Sometimes, rallying the community to spend money is difficult, he said, noting even when the end result of that money spent is a boon to the community.

“When I was on (Craig) City Council, long time ago, we used to say people don’t like change,” he said. “I remember Woodbury Park. We caught (grief) for that, but now look at Triple Crown and all the other events that are held there.

“It’s been, not a goldmine, but really worthwhile for the revenue that came into this community.”

A nice recreation center, St. John said, could help Craig and Moffat County continue their current trends of economic growth and expansion.

“I am excited about it, and I don’t want the bubble to pop,” he said.

Steering Committee Chair­person Toni Keleher said the community’s physical health is an issue in addition to its economic health.

“We all want a place to go so we can move our bodies in the wintertime,” she said. “We can spend our money on something positive.”

The Committee left Wednes­day’s meeting with some steps moving forward laid out.

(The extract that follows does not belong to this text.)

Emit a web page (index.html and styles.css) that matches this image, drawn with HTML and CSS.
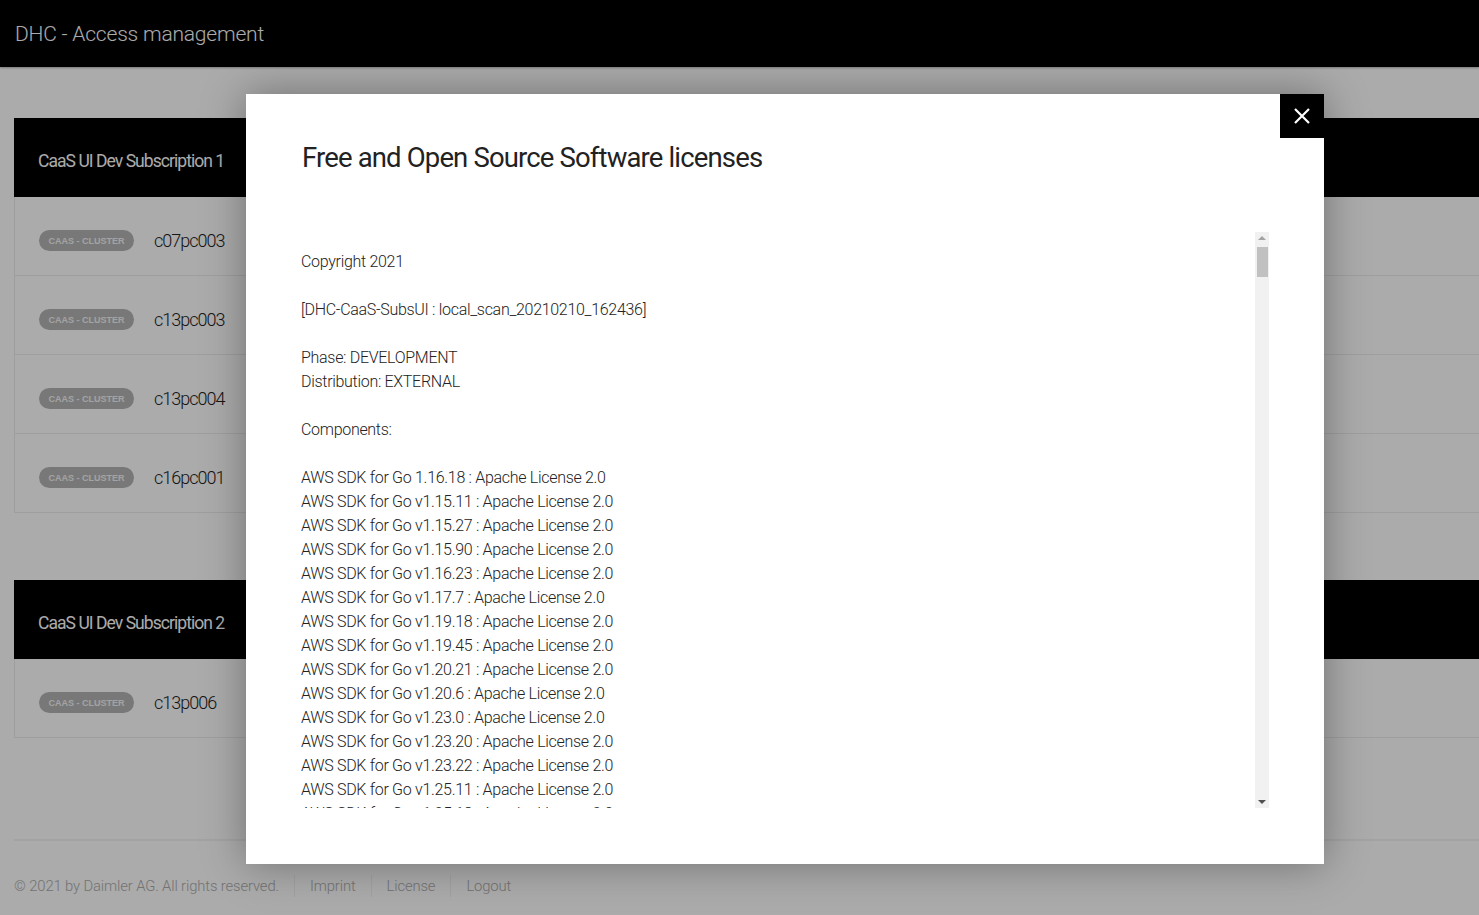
FILE: index.html
```html
<!DOCTYPE html>
<html lang="en">
<head>
<meta charset="utf-8">
<title>DHC - Access management</title>
<link rel="stylesheet" href="styles.css">
</head>
<body>
<header class="topbar">
  <span class="brand">DHC - Access management</span>
</header>

<main class="page">
  <section class="card">
    <div class="card-head">CaaS UI Dev Subscription 1</div>
    <div class="row"><span class="badge">CAAS - CLUSTER</span><span class="cluster">c07pc003</span></div>
    <div class="row"><span class="badge">CAAS - CLUSTER</span><span class="cluster">c13pc003</span></div>
    <div class="row"><span class="badge">CAAS - CLUSTER</span><span class="cluster">c13pc004</span></div>
    <div class="row"><span class="badge">CAAS - CLUSTER</span><span class="cluster">c16pc001</span></div>
  </section>

  <section class="card">
    <div class="card-head">CaaS UI Dev Subscription 2</div>
    <div class="row"><span class="badge">CAAS - CLUSTER</span><span class="cluster">c13p006</span></div>
  </section>

  <footer class="footer">
    <span class="foot-item first">© 2021 by Daimler AG. All rights reserved.</span>
    <a class="foot-item" href="#">Imprint</a>
    <a class="foot-item" href="#">License</a>
    <a class="foot-item" href="#">Logout</a>
  </footer>
</main>

<div class="overlay"></div>

<div class="modal" role="dialog">
  <button class="close" aria-label="Close">
    <svg width="18" height="18" viewBox="0 0 18 18"><path d="M2 2 L16 16 M16 2 L2 16" stroke="#fff" stroke-width="2.2" fill="none"/></svg>
  </button>
  <h2 class="modal-title">Free and Open Source Software licenses</h2>
  <div class="modal-body">
    <div class="license-text">
      <p>Copyright 2021</p>
      <p>[DHC-CaaS-SubsUI : local_scan_20210210_162436]</p>
      <p>Phase: DEVELOPMENT<br>Distribution: EXTERNAL</p>
      <p>Components:</p>
      <p>AWS SDK for Go 1.16.18 : Apache License 2.0<br>
AWS SDK for Go v1.15.11 : Apache License 2.0<br>
AWS SDK for Go v1.15.27 : Apache License 2.0<br>
AWS SDK for Go v1.15.90 : Apache License 2.0<br>
AWS SDK for Go v1.16.23 : Apache License 2.0<br>
AWS SDK for Go v1.17.7 : Apache License 2.0<br>
AWS SDK for Go v1.19.18 : Apache License 2.0<br>
AWS SDK for Go v1.19.45 : Apache License 2.0<br>
AWS SDK for Go v1.20.21 : Apache License 2.0<br>
AWS SDK for Go v1.20.6 : Apache License 2.0<br>
AWS SDK for Go v1.23.0 : Apache License 2.0<br>
AWS SDK for Go v1.23.20 : Apache License 2.0<br>
AWS SDK for Go v1.23.22 : Apache License 2.0<br>
AWS SDK for Go v1.25.11 : Apache License 2.0<br>
AWS SDK for Go v1.25.18 : Apache License 2.0</p>
    </div>
    <div class="scrollbar">
      <span class="arrow up"></span>
      <span class="thumb"></span>
      <span class="track-fill"></span>
      <span class="arrow down"></span>
    </div>
  </div>
</div>
</body>
</html>
```

FILE: styles.css
```css
* { box-sizing: border-box; }

html, body {
  margin: 0;
  padding: 0;
  background: #fff;
  overflow: hidden;
}

body {
  font-family: Roboto, "Liberation Sans", sans-serif;
  color: #222;
  height: 915px;
  position: relative;
}

.topbar {
  height: 67px;
  background: #000;
  padding-left: 15px;
  display: flex;
  align-items: center;
  box-shadow: 0 1px 2px rgba(0,0,0,0.3);
}

.brand {
  color: #fff;
  font-size: 21px;
  font-weight: 300;
  letter-spacing: -0.2px;
}

.page {
  padding: 51px 0 0 14px;
}

.card + .card {
  margin-top: 67px;
}

.card-head {
  height: 79px;
  background: #000;
  color: #fff;
  font-size: 17.5px;
  letter-spacing: -0.95px;
  padding: 6px 0 0 24px;
  display: flex;
  align-items: center;
}

.row {
  height: 79px;
  border-left: 1px solid #ececec;
  border-bottom: 1px solid #ececec;
  padding: 9px 0 0 24px;
  display: flex;
  align-items: center;
  gap: 20px;
}

.badge {
  display: inline-flex;
  align-items: center;
  justify-content: center;
  width: 95px;
  height: 21px;
  border-radius: 11px;
  background: #b3b3b3;
  color: #f4f4f4;
  font-family: "Liberation Sans", Arial, sans-serif;
  font-size: 9px;
  font-weight: 700;
}

.cluster {
  font-size: 18px;
  font-weight: 300;
  letter-spacing: -1px;
  color: #222;
}

.footer {
  margin-top: 101px;
  border-top: 2px solid #f2f2f2;
  padding-top: 34px;
  display: flex;
  align-items: center;
  font-size: 14.8px;
  font-weight: 300;
  letter-spacing: -0.12px;
}

.foot-item {
  color: #acacac;
  text-decoration: none;
  padding: 0 15px;
  border-left: 1px solid #f0f0f0;
  line-height: 22px;
}

.foot-item.first {
  padding-left: 0;
  border-left: none;
}

.overlay {
  position: absolute;
  inset: 0;
  background: rgba(0,0,0,0.33);
}

.modal {
  position: absolute;
  top: 94px;
  left: 246px;
  width: 1078px;
  height: 770px;
  background: #fff;
  padding: 46px 55px 56px 55px;
  box-shadow: 0 0 40px rgba(0,0,0,0.35);
  display: flex;
  flex-direction: column;
}

.close {
  position: absolute;
  top: 0;
  right: 0;
  width: 44px;
  height: 44px;
  background: #000;
  border: none;
  padding: 0;
  display: flex;
  align-items: center;
  justify-content: center;
  cursor: pointer;
}

.modal-title {
  margin: 0 0 0 1px;
  font-size: 27.5px;
  line-height: 36px;
  font-weight: 400;
  color: #222;
  letter-spacing: -0.85px;
}

.modal-body {
  margin-top: 56px;
  flex: 1;
  display: flex;
  overflow: hidden;
}

.license-text {
  flex: 1;
  overflow: hidden;
  padding-top: 18px;
  font-size: 16px;
  line-height: 24px;
  font-weight: 300;
  color: #222;
  letter-spacing: -0.3px;
}

.license-text p {
  margin: 0 0 24px 0;
}

.scrollbar {
  width: 14px;
  background: #f1f1f1;
  display: flex;
  flex-direction: column;
  align-items: center;
}

.arrow {
  width: 0;
  height: 0;
  border-left: 4px solid transparent;
  border-right: 4px solid transparent;
}

.arrow.up {
  margin-top: 4px;
  border-bottom: 4px solid #a3a3a3;
}

.arrow.down {
  margin-bottom: 4px;
  border-top: 4px solid #505050;
}

.thumb {
  margin-top: 7px;
  width: 11px;
  height: 30px;
  background: #c1c1c1;
}

.track-fill {
  flex: 1;
}
```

The Parks and Recreation Advisory Board — of which the recreation center group is a sub-committee — plans to hold a work session with the City Council on April 22, before its regular meeting.

The session is slated to focus on the recreation center and possible projects at the City Park pools, Pike said.

The Steering Committee plans to address the Council that night.

Pike said he is looking for the recreation center’s previous consultants and architects, Sink Combs Dethlefs, to have a presentation ready for the Council — addressing costs and preliminary plans — by that date.

There is not a cost to bringing in Sink Combs for that meeting and no money has been spent on the consultants so far, Pike said.

Before the city puts a recreation center on the ballot, Pike said he would like the Steering Committee to go before the Colorado Department of Local Affairs and other groups for possible grants.

In the 2003 election, when a different recreation center proposal was voted down, DOLA had granted $1.2 million for the project, on the condition the city approved tax revenue bonds. DOLA withdrew the grant after the recreation center failed.

The Committee has not decided whether to pursue a ballot question in the November 2008 or April 2009 general elections.